È successo, in questi giorni lontano dal blog, che ho scritto una letterina al Foglio [02.04.2008, pag.4]. Nella letterina facevo spiritosamente notare come il direttore di Rolling Stone non ce l'avesse con Ferrara e la sua combriccola quando, a proposito di Juno, affermava che la pellicola in Italia è stata malintesa, bensì con un suo redattore che nella pagina delle recensioni cinematografiche non si era accorto che il fatto di dare in affidamento il nascituro ad una coppia non è il punto di forza del film, che sta invece nel decidere di tenersi il bambino anziché abortirlo – ecco dove avevo deciso di collocare, ovviamente con molta malizia e ironia, il malinteso. La letterina, precisamente, è questa:
Al direttore – scrive il direttore dell'edizione italiana di Rolling Stone che il film “Juno” è stato "ridicolmente malinterpretato" da "certe pive brontolone di casa nostra". Non si preoccupi, non ce l'ha con me che le scrivo, o con lei che organizza, o con quanti la sostengono. Ce l'ha, evidentemente, con un redattore della rivista stessa il quale, nelle pagine delle recensioni cinematografiche, non si accorge che le straordinarietà del film sono il mancato aborto e la scelta della vita, e si affida semplicemente ad un "decide di dare in affidamento il nascituro ad una giovane coppia un po' irrisolta dell'upper class". E vissero tutti felici e contenti. Cordiali Saluti – seguiva la mia firma.

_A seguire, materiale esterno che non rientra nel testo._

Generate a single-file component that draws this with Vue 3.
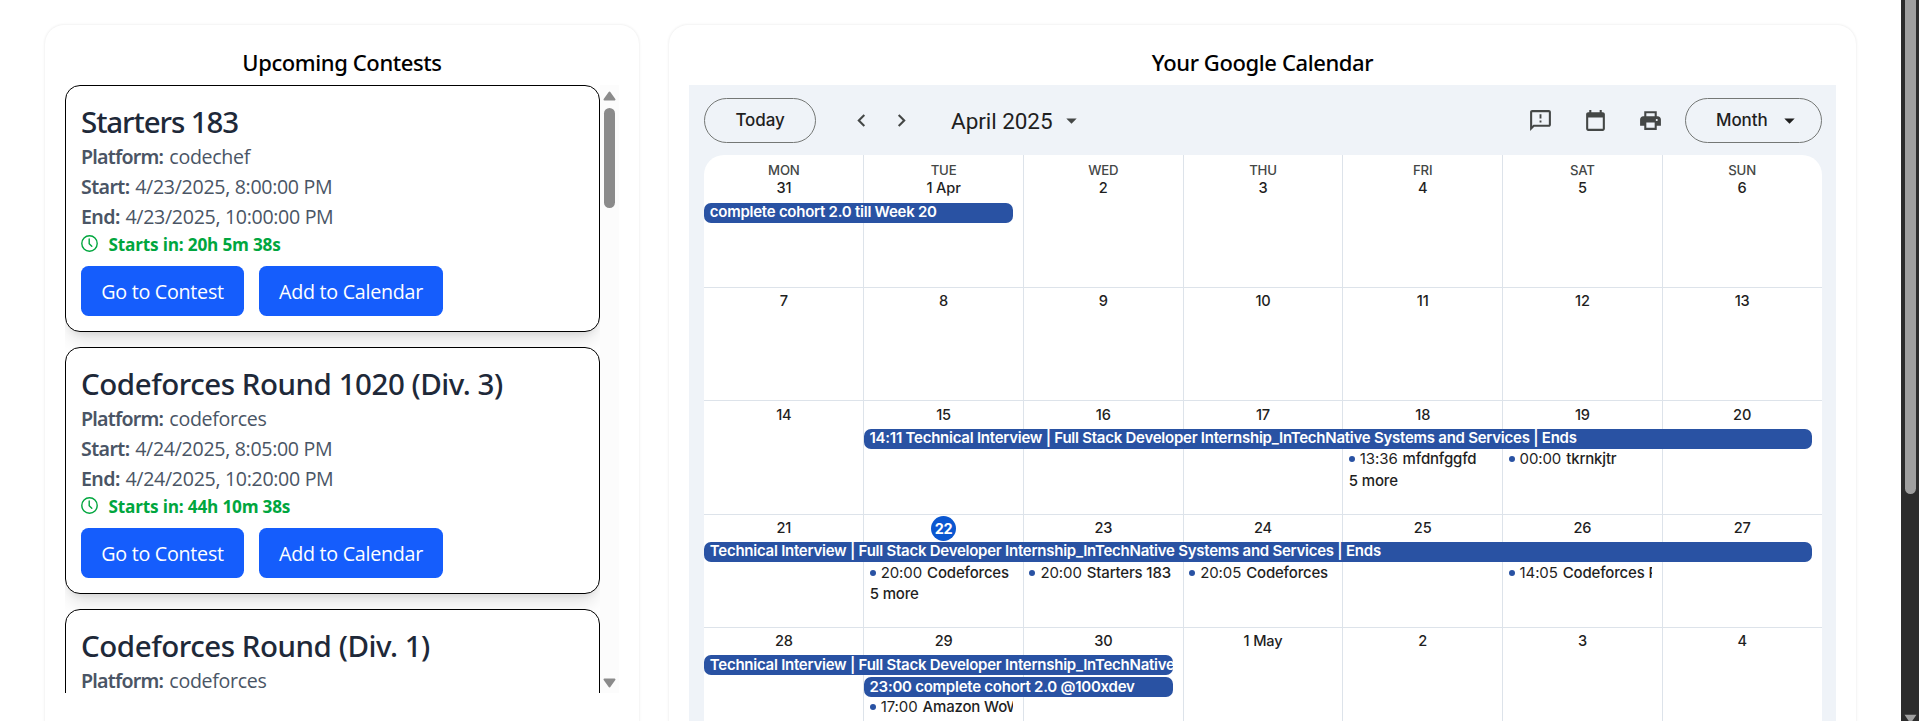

È successo, inoltre, che Carlo Antonelli, il direttore di Rolling Stone, si sia un po' risentito, e abbia deciso di rispondere alla mia simpatica provocazione. E lo ha fatto nella rubrica delle lettere del Foglio di oggi [03.04.2008, pag. 4], dicendo che io leggo il suo giornale con la penna rossa in mano, che ho frainteso tutto, che ho confuso il mio giudizio sul film (“il lettore che vi ha scritto lo apprezza perché finisce come vorrebbe lui”), con quello che hanno dato lui e il suo redattore: lui, dicevamo, accusa di strumentalizzazione e fraintendimento, a Rolling Stone piace per “la freschezza del suo sguardo sull'adolescenza” e a prescindere “da ciò che decide nel finale la protagonista del film”. Insomma, si scambia un inizio per un finale e ci si dimentica di citare nella "sinossi" - il termine, va da sé, non l'ho usato io per cercare di elevare il tutto verso un piano di difficile confutazione – la parte più importante del film ovvero, ripeto, la scelta di tenere il bambino, la scelta per la vita, non quella di dare il pargolo in affidamento. La conclusione: io e quelli del Foglio abbiamo il vizio di confondere le cose, “come si faceva due secoli fa”. All'inizio l'idea di rispondere sul Foglio mi ha tentato; poi, mi sono detto, probabilmente al giornale avranno di meglio a cui pensare che ad un lettore petulante che risponde ad un direttore un po' in acido. E ho ripiegato su un e-mail privata a Carlo Antonelli. E-mail che è rimasta lì, nella cartella delle bozze, perché in fondo di rimediare ad una “brutta tirata d'orecchie” alla quale non devo rimediare perché non c'è motivo che io la riceva, non ne avevo voglia. Sta' lì – pensavo, riferendomi alla lettera – magari tra un paio d'ore cambio idea e ti spedisco lo stesso. Poi faccio il solito giretto sui blog, e leggo che Camillo ha scritto una cosuccia sulla questione. Che prendo, sottolineo e faccio mia in tutto e per tutto. E 'fanculo le tirate d'orecchie, brutte o belle che siano.